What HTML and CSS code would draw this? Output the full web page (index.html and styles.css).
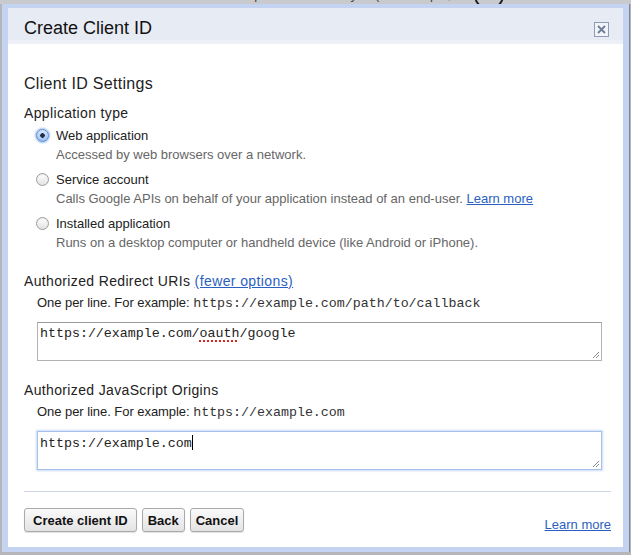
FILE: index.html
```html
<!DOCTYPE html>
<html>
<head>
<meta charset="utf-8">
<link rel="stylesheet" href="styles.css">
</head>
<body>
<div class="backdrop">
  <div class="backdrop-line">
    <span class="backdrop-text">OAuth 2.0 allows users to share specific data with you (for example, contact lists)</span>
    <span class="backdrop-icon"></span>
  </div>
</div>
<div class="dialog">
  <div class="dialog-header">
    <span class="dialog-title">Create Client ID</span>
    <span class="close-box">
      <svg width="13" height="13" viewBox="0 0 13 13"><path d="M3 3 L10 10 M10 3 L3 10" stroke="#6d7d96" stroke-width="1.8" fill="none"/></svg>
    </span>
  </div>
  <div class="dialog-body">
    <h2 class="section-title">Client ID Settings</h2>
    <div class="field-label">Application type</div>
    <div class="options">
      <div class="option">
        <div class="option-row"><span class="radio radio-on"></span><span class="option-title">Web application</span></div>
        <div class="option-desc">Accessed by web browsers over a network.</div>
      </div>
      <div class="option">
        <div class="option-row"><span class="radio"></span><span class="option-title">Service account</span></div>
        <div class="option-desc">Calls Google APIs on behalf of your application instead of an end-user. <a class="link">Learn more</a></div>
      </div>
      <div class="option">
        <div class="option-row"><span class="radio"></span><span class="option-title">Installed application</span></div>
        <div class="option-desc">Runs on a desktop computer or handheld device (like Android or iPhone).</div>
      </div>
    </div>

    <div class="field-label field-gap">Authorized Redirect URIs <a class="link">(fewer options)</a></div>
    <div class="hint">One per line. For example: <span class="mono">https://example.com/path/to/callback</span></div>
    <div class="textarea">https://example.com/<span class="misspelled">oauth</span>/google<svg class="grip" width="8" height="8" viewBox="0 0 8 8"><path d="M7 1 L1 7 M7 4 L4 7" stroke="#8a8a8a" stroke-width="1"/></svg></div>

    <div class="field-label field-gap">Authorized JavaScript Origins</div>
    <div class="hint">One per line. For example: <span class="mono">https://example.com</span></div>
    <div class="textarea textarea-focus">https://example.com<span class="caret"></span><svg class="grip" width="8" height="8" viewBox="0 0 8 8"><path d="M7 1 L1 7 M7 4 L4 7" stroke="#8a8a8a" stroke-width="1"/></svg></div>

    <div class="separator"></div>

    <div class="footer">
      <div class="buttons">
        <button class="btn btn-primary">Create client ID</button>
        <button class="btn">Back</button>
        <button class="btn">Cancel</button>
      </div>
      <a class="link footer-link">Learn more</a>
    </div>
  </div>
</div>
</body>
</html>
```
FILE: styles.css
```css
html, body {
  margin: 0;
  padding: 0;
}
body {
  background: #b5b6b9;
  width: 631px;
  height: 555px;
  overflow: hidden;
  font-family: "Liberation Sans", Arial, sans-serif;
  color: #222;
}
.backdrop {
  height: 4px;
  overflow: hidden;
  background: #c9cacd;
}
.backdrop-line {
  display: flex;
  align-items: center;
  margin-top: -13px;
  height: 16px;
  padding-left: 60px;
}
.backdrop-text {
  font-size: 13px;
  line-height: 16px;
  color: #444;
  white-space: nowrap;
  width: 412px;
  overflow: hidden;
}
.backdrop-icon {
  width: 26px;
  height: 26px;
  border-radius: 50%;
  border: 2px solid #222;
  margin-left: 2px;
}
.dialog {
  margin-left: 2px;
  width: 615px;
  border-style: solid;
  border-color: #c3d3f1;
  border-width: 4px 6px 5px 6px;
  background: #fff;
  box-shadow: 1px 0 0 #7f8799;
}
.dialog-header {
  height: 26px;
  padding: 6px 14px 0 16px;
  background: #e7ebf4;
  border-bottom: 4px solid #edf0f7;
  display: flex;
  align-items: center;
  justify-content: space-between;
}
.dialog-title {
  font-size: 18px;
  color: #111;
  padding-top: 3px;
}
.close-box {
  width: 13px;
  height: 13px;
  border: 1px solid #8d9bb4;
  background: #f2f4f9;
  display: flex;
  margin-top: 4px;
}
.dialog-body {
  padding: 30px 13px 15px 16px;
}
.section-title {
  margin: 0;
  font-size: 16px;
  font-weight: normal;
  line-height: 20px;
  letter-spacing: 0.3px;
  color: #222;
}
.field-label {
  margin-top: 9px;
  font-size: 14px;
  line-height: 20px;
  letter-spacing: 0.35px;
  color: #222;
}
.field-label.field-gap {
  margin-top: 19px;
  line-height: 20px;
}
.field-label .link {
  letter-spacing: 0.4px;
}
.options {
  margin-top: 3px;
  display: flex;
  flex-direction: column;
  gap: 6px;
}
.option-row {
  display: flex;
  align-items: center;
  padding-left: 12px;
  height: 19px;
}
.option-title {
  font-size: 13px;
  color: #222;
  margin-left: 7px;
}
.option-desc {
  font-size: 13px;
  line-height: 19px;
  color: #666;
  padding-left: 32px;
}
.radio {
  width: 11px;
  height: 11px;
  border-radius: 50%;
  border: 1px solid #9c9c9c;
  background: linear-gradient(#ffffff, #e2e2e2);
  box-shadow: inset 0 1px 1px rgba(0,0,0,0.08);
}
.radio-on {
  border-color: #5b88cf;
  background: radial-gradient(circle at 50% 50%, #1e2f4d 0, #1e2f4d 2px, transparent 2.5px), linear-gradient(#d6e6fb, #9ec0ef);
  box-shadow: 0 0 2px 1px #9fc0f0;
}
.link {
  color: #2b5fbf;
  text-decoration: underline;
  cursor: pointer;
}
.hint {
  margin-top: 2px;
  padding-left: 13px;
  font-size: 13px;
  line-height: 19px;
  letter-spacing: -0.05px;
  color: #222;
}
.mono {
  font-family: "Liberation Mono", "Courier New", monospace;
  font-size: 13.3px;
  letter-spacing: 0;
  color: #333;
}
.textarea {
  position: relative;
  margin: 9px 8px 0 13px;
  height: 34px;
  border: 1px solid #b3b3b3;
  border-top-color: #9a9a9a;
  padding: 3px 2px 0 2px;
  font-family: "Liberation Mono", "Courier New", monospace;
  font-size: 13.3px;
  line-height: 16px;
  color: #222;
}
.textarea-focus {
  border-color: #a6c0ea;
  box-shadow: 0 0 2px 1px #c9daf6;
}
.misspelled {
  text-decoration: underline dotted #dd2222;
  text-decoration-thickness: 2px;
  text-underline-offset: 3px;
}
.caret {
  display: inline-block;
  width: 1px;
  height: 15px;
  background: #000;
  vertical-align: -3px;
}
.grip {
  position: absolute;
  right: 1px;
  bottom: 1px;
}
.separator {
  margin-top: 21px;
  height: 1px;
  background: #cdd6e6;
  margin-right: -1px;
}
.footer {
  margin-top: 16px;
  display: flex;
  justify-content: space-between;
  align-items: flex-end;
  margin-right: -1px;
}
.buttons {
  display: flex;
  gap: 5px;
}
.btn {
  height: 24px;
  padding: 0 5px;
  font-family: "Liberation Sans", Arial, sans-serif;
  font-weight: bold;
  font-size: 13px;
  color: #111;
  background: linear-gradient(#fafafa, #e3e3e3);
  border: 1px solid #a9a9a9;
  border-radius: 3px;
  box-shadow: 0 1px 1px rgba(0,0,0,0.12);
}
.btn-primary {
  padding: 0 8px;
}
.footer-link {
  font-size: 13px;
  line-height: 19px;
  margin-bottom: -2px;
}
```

## Your goal
Look for the word "styles" and return every line where it occurs.

## Finished task
What HTML and CSS code would draw this? Output the full web page (index.html and styles.css).
<link rel="stylesheet" href="styles.css">
FILE: styles.css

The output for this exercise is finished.